The last thing he said upon leaving the news conference Friday was, “I hope to be seeing you back here in the tournament some day as a coach.”
But his teammates have never lacked confidence in Dollar. They remember his freshman and sophomore seasons, when during scrimmages he would lead the second team to victories over the first team.
That’s the reason they didn’t think it was as big a deal as everyone else did in the NCAA championship game two years ago, when Dollar replaced the injured Edney and contributed six points, eight assists and four steals to the victory over Arkansas.
Some of us in the media devalued Dollar last year, but his teammates didn’t. They knew how difficult it was for him to play with both little fingers heavily taped because of injuries. Coach Jim Harrick said at the time it was “like playing with boxing gloves on.”
This season, Dollar’s improvement has been as important as anything else to the Bruins’ success. It helps that he’s injury free. But he’s also taking more responsibility for the offense.
In the past, he said Friday, he feared his teammates would think he was selfish if he looked to shoot instead of pass. He learned through experience, however, that if he’s scoring, defenses have to guard him. If they’re guarding him, that means they’re not double-teaming someone else.
“I have to make them play me,” he said.
If teams like Iowa State don’t, they pay.
Dollar had a career-high 20 points against the Cyclones. The last shot, of course, is the one he will be remembered for in Bruin basketball lore, as is Edney for the one against Missouri. It says all you need to know about the point guard Dollar has become that Lavin insisted he take it.

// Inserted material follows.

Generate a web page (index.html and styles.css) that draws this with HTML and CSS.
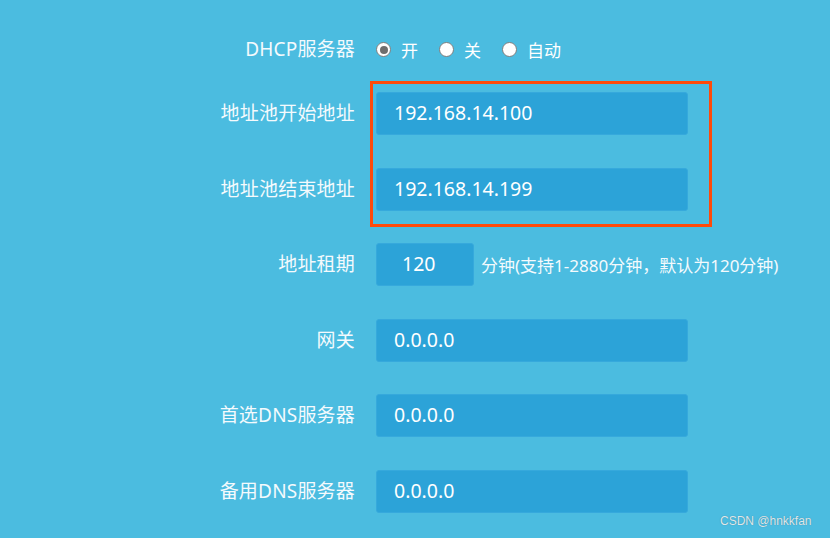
FILE: index.html
```html
<!DOCTYPE html>
<html lang="zh-CN">
<head>
<meta charset="utf-8">
<title>DHCP</title>
<link rel="stylesheet" href="styles.css">
</head>
<body>
<div class="page">
  <div class="form">
    <div class="row row-dhcp">
      <div class="label">DHCP服务器</div>
      <div class="radios">
        <label class="radio"><span class="dot on"></span>开</label>
        <label class="radio"><span class="dot"></span>关</label>
        <label class="radio"><span class="dot"></span>自动</label>
      </div>
    </div>
    <div class="row">
      <div class="label">地址池开始地址</div>
      <div class="input">192.168.14.100</div>
    </div>
    <div class="row">
      <div class="label">地址池结束地址</div>
      <div class="input">192.168.14.199</div>
    </div>
    <div class="row">
      <div class="label">地址租期</div>
      <div class="input short">120</div>
      <div class="hint">分钟(支持1-2880分钟，默认为120分钟)</div>
    </div>
    <div class="row">
      <div class="label">网关</div>
      <div class="input">0.0.0.0</div>
    </div>
    <div class="row">
      <div class="label">首选DNS服务器</div>
      <div class="input">0.0.0.0</div>
    </div>
    <div class="row">
      <div class="label">备用DNS服务器</div>
      <div class="input">0.0.0.0</div>
    </div>
  </div>
  <div class="highlight"></div>
  <div class="watermark">CSDN @hnkkfan</div>
</div>
</body>
</html>
```
FILE: styles.css
```css
* { box-sizing: border-box; }
html, body { margin: 0; padding: 0; }
body {
  width: 830px;
  height: 538px;
  overflow: hidden;
  background: #4bbce0;
  font-family: "Noto Sans", "Noto Sans CJK SC", sans-serif;
  color: #fff;
}
.page {
  position: relative;
  width: 830px;
  height: 538px;
}
.form {
  display: flex;
  flex-direction: column;
  gap: 32.6px;
  padding-top: 28px;
}
.row {
  display: flex;
  align-items: center;
  height: 43px;
}
.row-dhcp { margin-bottom: -11.6px; }
.label {
  width: 356px;
  padding-right: 1px;
  text-align: right;
  font-size: 19px;
  color: #f4fafd;
  line-height: 43px;
  flex: none;
  letter-spacing: 0.2px;
}
.radios {
  display: flex;
  align-items: center;
  margin-left: 20px;
}
.radio {
  display: flex;
  align-items: center;
  font-size: 17px;
  margin-right: 21px;
}
.dot {
  width: 15px;
  height: 15px;
  border-radius: 50%;
  background: #fff;
  border: 1.5px solid #7e7e7e;
  margin-right: 10px;
  display: flex;
  align-items: center;
  justify-content: center;
}
.dot.on::after {
  content: "";
  width: 8px;
  height: 8px;
  border-radius: 50%;
  background: #6e6e6e;
}
.input {
  margin-left: 20px;
  width: 312px;
  height: 43px;
  background: #2ca3d8;
  border: 1px solid #36a9dc;
  border-radius: 3px;
  padding-left: 17px;
  font-size: 19.5px;
  line-height: 40px;
  color: #fff;
  flex: none;
}
.input.short {
  width: 98px;
  padding-left: 25px;
}
.hint {
  margin-left: 7px;
  font-size: 17px;
  color: #f4fafd;
}
.highlight {
  position: absolute;
  left: 370px;
  top: 81px;
  width: 342px;
  height: 146px;
  border: 3px solid #ff4a0a;
}
.watermark {
  position: absolute;
  left: 720px;
  top: 514px;
  font-family: "Liberation Sans", Arial, sans-serif;
  font-size: 12px;
  color: #dfe8ec;
  text-shadow: 0 0 1px #3a7f99;
}
```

Because it went in, Lavin is now reconsidering an important decision he will have to make some day as a parent.
“I was going to name my first-born son Tyus,” Lavin said Friday. “But now I think it’ll be Cameron Tyus. I’m even more indebted to Cameron because he’s covered for all my deficiencies and growing pains as a coach, like last night. I think Tyus will understand.”